If one record is misread then
The code skips it and goes to the next line. Basically, it conceptually filters out bad records. I can live with that.
Assuming the line ends when there are no more continuations. Or that the line doesn't end until there are no more continuations.
are unjustified assumptions.
I disagree. By definition, a logical line is a physical line unless that physical line has a line continuation - in which case it is the combination of all physical lines until the line continuation stops. You say so yourself, in fact:
A line may be laid out over several lines if each line except the last ends with a continuation character ( `,${` ).
Now, should having a line continuation at the end of a file be an error? I think not, for the same reason we decided to allow a list of constants to end with a comma - it's much easier to add a line to the bottom of the list in the future, lowers teh chance of svn/hg conflicts, etc.
Lines contain sequences among other things and sequences can nest and one can have a sequence as a key or a value.
But these should all be on one logical line.
One can easily miss a comma at line-end or before a comment.
Conceded. value()/get() reports this error to us, but we just ignore the entire record in that case.
Why does he ignore the possibility of special characters `=,${` appearing in quotes?
Conceded. That seems like a bug.
Why allow unquoted text?
Because this way there are no errors?
Also because it's easier to turn a keyvalue text file into a map this way?
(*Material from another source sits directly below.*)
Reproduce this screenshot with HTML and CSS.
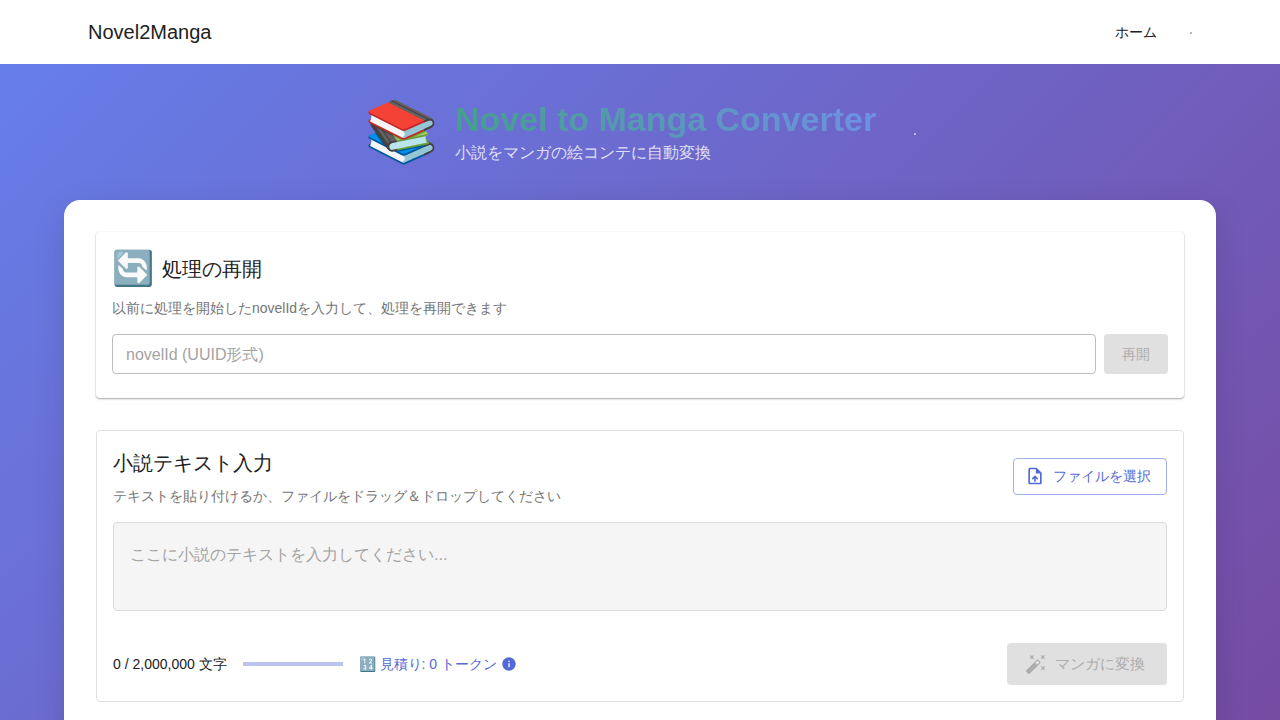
FILE: index.html
```html
<!DOCTYPE html>
<html lang="en">
<head>
<meta charset="utf-8">
<title>Novel2Manga</title>
<link rel="stylesheet" href="styles.css">
</head>
<body>
<header class="appbar">
  <div class="brand">Novel2Manga</div>
  <nav class="nav">
    <a class="nav-home">ホーム</a>
    <span class="nav-dot"></span>
  </nav>
</header>
<main class="page">
  <section class="hero">
    <div class="hero-icon">📚</div>
    <div class="hero-text">
      <h1 class="hero-title">Novel to Manga Converter</h1>
      <p class="hero-sub">小説をマンガの絵コンテに自動変換</p>
    </div>
    <span class="hero-dot"></span>
  </section>
  <div class="sheet">
    <section class="card resume">
      <div class="resume-head">
        <span class="resume-icon">🔄</span>
        <h2 class="resume-title">処理の再開</h2>
      </div>
      <p class="caption resume-caption">以前に処理を開始したnovelIdを入力して、処理を再開できます</p>
      <div class="resume-row">
        <input class="id-input" type="text" placeholder="novelId (UUID形式)" disabled>
        <button class="btn-resume" disabled>再開</button>
      </div>
    </section>
    <section class="card-outline input-card">
      <div class="input-head">
        <div>
          <h2 class="input-title">小説テキスト入力</h2>
          <p class="caption">テキストを貼り付けるか、ファイルをドラッグ＆ドロップしてください</p>
        </div>
        <button class="btn-file">
          <svg class="file-icon" viewBox="0 0 24 24" aria-hidden="true"><path fill="currentColor" d="M14 2H6c-1.1 0-1.99.9-1.99 2L4 20c0 1.1.89 2 1.99 2H18c1.1 0 2-.9 2-2V8l-6-6zm4 18H6V4h7v5h5v11zM8 15.01l1.41 1.41L11 14.84V19h2v-4.16l1.59 1.59L16 15.01 12.01 11 8 15.01z"/></svg>
          <span class="btn-file-label">ファイルを選択</span>
        </button>
      </div>
      <textarea class="novel-text" placeholder="ここに小説のテキストを入力してください..." disabled></textarea>
      <div class="input-foot">
        <span class="count">0 / 2,000,000 文字</span>
        <span class="progress"></span>
        <span class="estimate">🔢 見積り: 0 トークン</span>
        <svg class="info-icon" viewBox="0 0 24 24" aria-hidden="true"><path fill="currentColor" d="M12 2C6.48 2 2 6.48 2 12s4.48 10 10 10 10-4.48 10-10S17.52 2 12 2zm1 15h-2v-6h2v6zm0-8h-2V7h2v2z"/></svg>
        <button class="btn-convert" disabled>
          <svg class="wand-icon" viewBox="0 0 24 24" aria-hidden="true"><path fill="currentColor" d="M7.5 5.6 10 7 8.6 4.5 10 2 7.5 3.4 5 2l1.4 2.5L5 7zm12 9.8L17 14l1.4 2.5L17 19l2.5-1.4L22 19l-1.4-2.5L22 14zM22 2l-2.5 1.4L17 2l1.4 2.5L17 7l2.5-1.4L22 7l-1.4-2.5zm-7.63 5.29a.9959.9959 0 0 0-1.41 0L1.29 18.96c-.39.39-.39 1.02 0 1.41l2.34 2.34c.39.39 1.02.39 1.41 0L16.7 11.05c.39-.39.39-1.02 0-1.41l-2.33-2.35zm-1.03 5.49-2.12-2.12 2.44-2.44 2.12 2.12-2.44 2.44z"/></svg>
          マンガに変換
        </button>
      </div>
    </section>
  </div>
</main>
</body>
</html>
```
FILE: styles.css
```css
* { box-sizing: border-box; }
html, body { margin: 0; height: 720px; overflow: hidden; }
body {
  font-family: "Liberation Sans", sans-serif;
  color: #212121;
  background: #fff;
}
h1, h2, p { margin: 0; font-weight: 400; }
button, input, textarea { font-family: inherit; }

.appbar {
  height: 64px;
  background: #fff;
  display: flex;
  align-items: center;
  justify-content: space-between;
  padding: 0 88px;
}
.brand { font-size: 20px; color: #212121; }
.nav { display: flex; align-items: center; }
.nav-home { font-size: 14px; color: #212121; margin-right: 33px; line-height: 20px; }
.nav-dot { width: 2px; height: 2px; background: #9e9e9e; border-radius: 50%; transform: translateY(1px); }

.page {
  height: 656px;
  overflow: hidden;
  padding: 32px 64px 0;
  background: linear-gradient(135deg, #667eea 0%, #764ba2 100%);
}
.hero {
  display: flex;
  align-items: center;
  justify-content: center;
  gap: 16px;
  height: 72px;
  margin-bottom: 32px;
  padding-right: 40px;
  position: relative;
}
.hero-icon { font-size: 60px; line-height: 72px; }
.hero-title {
  font-size: 34px;
  font-weight: 700;
  line-height: 41px;
  background: linear-gradient(45deg, #43a088 0%, #7090ea 100%);
  -webkit-background-clip: text;
  background-clip: text;
  color: transparent;
}
.hero-sub { font-size: 16px; line-height: 24px; margin-top: 1px; color: rgba(255,255,255,.8); }
.hero-dot {
  position: absolute; left: 850px; top: 37px;
  width: 2px; height: 2px; border-radius: 50%; background: rgba(255,255,255,.7);
}

.sheet {
  background: #fff;
  border-radius: 16px;
  padding: 32px;
  min-height: 600px;
  box-shadow: 0 8px 32px rgba(0,0,0,.12);
}
.card {
  background: #fff;
  border-radius: 4px;
  padding: 16px;
  margin-bottom: 32px;
  box-shadow: 0 1px 2px rgba(0,0,0,.35), 0 0 2px rgba(0,0,0,.06);
  height: 166px;
}
.resume-head { display: flex; align-items: center; gap: 8px; height: 40px; }
.resume-icon { font-size: 34px; line-height: 40px; }
.resume-title { font-size: 20px; line-height: 40px; color: #212121; padding-top: 2px; }
.caption { font-size: 14px; line-height: 20px; color: #757575; }
.resume-caption { margin-top: 10px; }
.resume-row { display: flex; gap: 8px; margin-top: 16px; }
.id-input {
  flex: 1;
  height: 40px;
  padding: 2px 13px 0;
  font-size: 16px;
  background: #fff;
  border: 1px solid #bdbdbd;
  border-radius: 4px;
}
.id-input::placeholder, .novel-text::placeholder { color: #a3a3a3; opacity: 1; }
.btn-resume {
  width: 64px; height: 40px;
  padding: 2px 0 0;
  background: #e0e0e0; color: #adadad;
  border: 0; border-radius: 4px;
  font-size: 14px;
}

.card-outline {
  border: 1px solid #e0e0e0;
  border-radius: 4px;
  padding: 16px;
  height: 272px;
  background: #fff;
}
.input-head { display: flex; justify-content: space-between; align-items: center; height: 60px; }
.input-title { font-size: 20px; line-height: 32px; margin-top: -1px; color: #212121; }
.input-head .caption { margin-top: 7px; }
.btn-file {
  display: flex; align-items: center; gap: 8px;
  width: 154px; height: 37px;
  padding: 0 15px 0 11px;
  margin-top: -2px;
  background: #fff; color: #5369d6;
  border: 1px solid #a3b0ec; border-radius: 4px;
  font-size: 14px;
  white-space: nowrap;
}
.btn-file-label { padding-top: 2px; }
.file-icon { width: 20px; height: 20px; flex: none; }
.novel-text {
  display: block;
  width: 100%;
  height: 89px;
  margin-top: 15px;
  padding: 21px 16px;
  font-size: 16px;
  line-height: 22px;
  background: #f5f5f5;
  border: 1px solid #dcdcdc;
  border-radius: 4px;
  resize: none;
}
.input-foot { display: flex; align-items: center; margin-top: 32px; height: 42px; }
.count { font-size: 14px; padding-top: 2px; color: #212121; }
.progress { width: 100px; height: 4px; margin-left: 16px; background: #bcc4ee; }
.estimate { font-size: 14px; padding-top: 2px; color: #5369d6; margin-left: 16px; }
.info-icon { width: 16px; height: 16px; margin-left: 4px; color: #5369d6; }
.btn-convert {
  margin-left: auto;
  display: flex; align-items: center; justify-content: center; gap: 8px;
  width: 160px; height: 42px;
  padding: 0 4px 0 0;
  background: #e0e0e0; color: #adadad;
  border: 0; border-radius: 4px;
  font-size: 15px;
}
.wand-icon { width: 22px; height: 22px; }
```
4 the true test of fidelity
If the text read in produces the same number of key-value pairs as are defined and when read out the resultant text defines the same key-value pairs as in the original then you have a successful read (of one text).
I agree, but I guess the issue is what should load_map() do on error? Should it abort the program, return failure and no valid data, or keep going and get as much valid data as possible? Of course it should report errors (which it sadly does not), but I think it should also try to handle erors gracefully.